The footprints of both sectors were found to be extensive, but 95% of pressures were concentrated into a very small geographical area. The large overlap in the location of these pressures is primarily due to shared feed ingredients, the team says. Efforts to reduce environmental footprints should focus on food ingredients and learn from areas of high environmental efficiency. ‘Understanding where and how much environmental pressure different animal products exert is critical to designing effective food policies that promote sustainability,’ says Kuempel.

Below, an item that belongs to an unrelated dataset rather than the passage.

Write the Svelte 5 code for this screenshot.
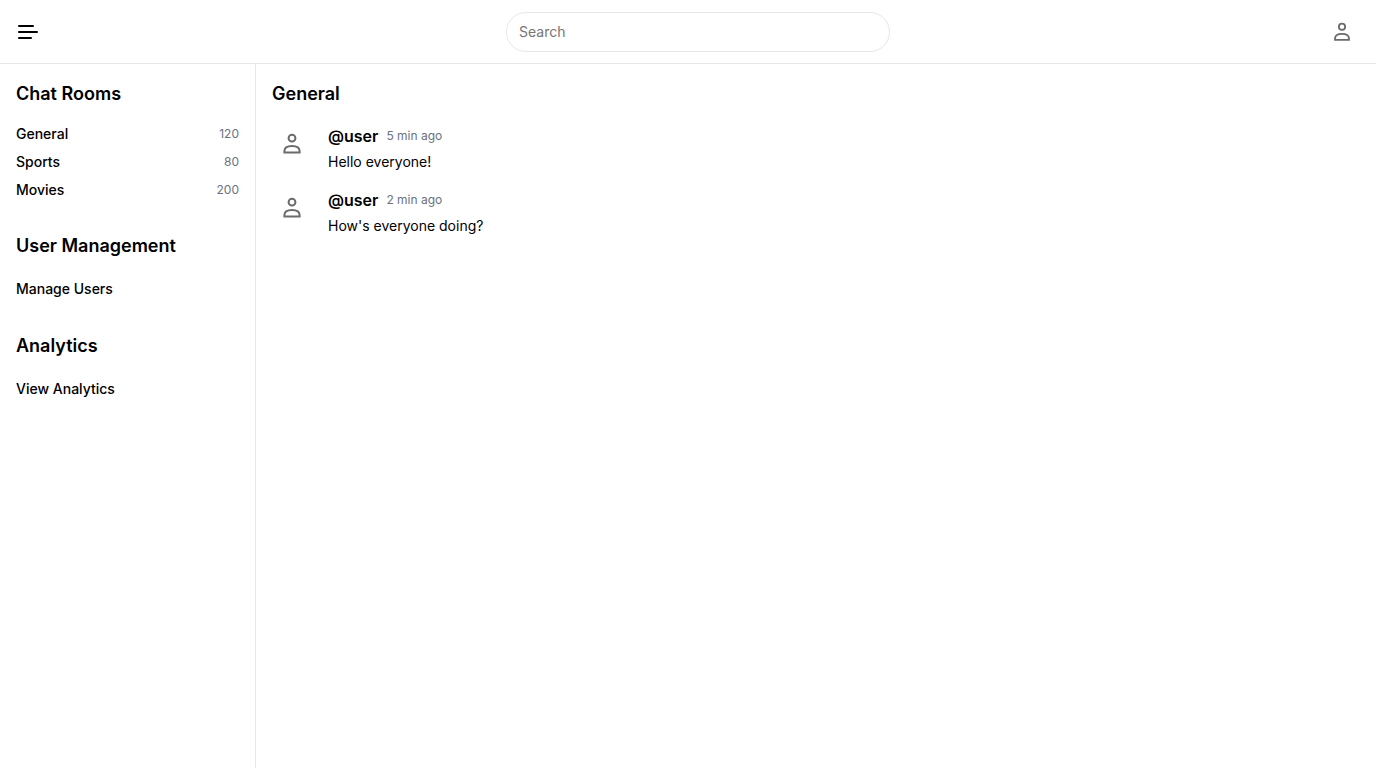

The result that the impacts are primarily due to feed is no surprise, says Ray Hilborn of the University of Washington, US, who expected them to be even higher. ‘I was surprised that, per unit of edible flesh, chicken was estimated to have a lower impact than salmon since my understanding is that salmon are more efficient at converting feed to flesh and most impacts come from feed.’
He suspects the result arose because salmon rely more on fishmeal and fish oil than chicken, and the authors’ methods of calculating ‘environmental pressure’ from fishmeal and fish oil, and crop production are totally different. He thinks they ‘grossly overestimate’ the impact of fisheries on marine ecosystems compared with growing crops on land.
Meanwhile, Frank Asche of the University of Florida, US, points out that it’s not surprising that food ingredients are grown in the same geographical areas given that most crops are grown in large quantities in only a few places due to soil quality and microclimate.